Task objective:
Pick out all lines in the listing holding the string "page" and copy them.

Supplied data:
----------------
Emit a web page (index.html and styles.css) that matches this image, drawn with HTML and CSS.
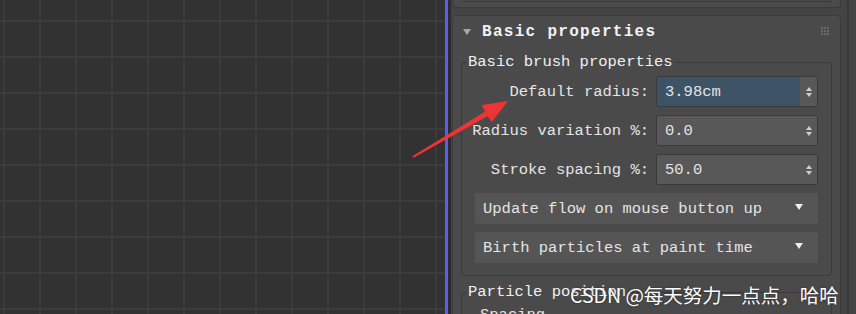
----------------
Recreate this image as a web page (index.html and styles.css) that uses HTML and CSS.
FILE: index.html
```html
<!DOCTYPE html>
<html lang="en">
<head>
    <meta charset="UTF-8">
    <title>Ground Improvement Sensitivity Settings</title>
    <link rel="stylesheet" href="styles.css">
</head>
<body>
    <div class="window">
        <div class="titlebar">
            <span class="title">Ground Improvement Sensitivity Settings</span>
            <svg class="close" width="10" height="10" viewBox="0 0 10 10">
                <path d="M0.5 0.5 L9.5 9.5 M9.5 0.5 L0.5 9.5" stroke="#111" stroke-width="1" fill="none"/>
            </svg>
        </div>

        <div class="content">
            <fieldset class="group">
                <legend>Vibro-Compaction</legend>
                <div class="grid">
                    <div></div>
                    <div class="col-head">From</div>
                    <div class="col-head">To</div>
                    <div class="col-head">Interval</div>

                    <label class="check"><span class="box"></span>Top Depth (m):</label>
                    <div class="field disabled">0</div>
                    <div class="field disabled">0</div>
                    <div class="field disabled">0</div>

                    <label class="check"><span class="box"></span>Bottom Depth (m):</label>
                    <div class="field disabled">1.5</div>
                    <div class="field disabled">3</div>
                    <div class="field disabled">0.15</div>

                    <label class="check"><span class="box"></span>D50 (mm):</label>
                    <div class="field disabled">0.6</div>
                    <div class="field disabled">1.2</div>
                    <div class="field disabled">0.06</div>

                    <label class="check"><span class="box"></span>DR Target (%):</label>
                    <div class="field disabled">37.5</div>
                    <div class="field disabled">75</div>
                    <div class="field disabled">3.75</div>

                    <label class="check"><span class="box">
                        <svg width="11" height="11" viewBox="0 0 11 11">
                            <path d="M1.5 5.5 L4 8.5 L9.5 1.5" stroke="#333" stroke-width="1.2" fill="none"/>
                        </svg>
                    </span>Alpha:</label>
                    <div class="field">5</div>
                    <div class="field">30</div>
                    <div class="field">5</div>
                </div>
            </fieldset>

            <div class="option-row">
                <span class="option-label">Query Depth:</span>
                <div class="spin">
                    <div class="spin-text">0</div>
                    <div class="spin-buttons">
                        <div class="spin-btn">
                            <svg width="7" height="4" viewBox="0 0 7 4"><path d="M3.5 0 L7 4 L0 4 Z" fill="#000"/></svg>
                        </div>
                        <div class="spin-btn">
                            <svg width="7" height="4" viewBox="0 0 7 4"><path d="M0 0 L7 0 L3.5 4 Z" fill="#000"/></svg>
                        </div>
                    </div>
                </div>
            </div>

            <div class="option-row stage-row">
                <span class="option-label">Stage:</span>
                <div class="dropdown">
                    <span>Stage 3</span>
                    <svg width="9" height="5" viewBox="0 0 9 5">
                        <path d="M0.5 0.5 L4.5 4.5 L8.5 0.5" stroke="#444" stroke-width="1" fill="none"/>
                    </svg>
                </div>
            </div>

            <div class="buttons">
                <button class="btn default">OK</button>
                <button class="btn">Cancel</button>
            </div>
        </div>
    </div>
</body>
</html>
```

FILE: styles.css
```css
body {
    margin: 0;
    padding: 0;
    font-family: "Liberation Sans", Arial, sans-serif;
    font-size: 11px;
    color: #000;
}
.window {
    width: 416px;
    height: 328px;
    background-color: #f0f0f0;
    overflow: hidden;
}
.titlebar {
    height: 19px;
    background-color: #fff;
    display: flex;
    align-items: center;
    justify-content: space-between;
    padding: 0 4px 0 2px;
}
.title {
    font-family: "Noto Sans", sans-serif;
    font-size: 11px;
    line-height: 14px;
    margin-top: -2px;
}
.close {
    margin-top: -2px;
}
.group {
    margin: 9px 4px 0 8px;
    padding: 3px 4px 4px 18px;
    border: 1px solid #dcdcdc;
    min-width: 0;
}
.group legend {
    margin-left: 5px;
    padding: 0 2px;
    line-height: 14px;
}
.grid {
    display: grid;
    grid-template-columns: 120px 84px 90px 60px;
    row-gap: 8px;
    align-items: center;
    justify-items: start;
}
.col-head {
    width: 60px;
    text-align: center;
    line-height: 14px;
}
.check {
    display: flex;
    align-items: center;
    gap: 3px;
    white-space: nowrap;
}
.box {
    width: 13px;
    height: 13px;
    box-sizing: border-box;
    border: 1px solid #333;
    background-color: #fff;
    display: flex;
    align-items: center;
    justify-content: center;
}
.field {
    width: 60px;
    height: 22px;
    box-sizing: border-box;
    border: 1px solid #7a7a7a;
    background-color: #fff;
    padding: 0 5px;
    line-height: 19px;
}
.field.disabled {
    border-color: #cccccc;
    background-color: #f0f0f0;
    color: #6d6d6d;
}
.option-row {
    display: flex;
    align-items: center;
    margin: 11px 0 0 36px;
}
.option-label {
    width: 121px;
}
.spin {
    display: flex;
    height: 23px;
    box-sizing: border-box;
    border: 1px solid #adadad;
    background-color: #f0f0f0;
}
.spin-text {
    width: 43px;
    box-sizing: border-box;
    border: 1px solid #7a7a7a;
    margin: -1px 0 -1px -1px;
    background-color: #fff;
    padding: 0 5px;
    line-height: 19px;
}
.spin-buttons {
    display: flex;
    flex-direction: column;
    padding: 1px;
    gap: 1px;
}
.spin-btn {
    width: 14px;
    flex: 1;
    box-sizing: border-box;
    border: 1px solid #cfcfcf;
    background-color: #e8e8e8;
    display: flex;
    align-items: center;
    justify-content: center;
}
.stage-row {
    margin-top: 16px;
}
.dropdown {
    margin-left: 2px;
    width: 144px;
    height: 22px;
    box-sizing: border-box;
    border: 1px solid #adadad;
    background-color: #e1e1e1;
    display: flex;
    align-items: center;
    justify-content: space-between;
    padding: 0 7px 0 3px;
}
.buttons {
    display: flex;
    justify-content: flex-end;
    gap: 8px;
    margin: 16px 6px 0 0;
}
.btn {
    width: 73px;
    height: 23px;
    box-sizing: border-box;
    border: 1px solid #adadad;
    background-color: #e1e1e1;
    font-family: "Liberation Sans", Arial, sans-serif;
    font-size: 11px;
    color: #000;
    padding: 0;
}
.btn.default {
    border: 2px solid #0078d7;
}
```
----------------
Result for this exercise:
Emit a web page (index.html and styles.css) that matches this image, drawn with HTML and CSS.
Recreate this image as a web page (index.html and styles.css) that uses HTML and CSS.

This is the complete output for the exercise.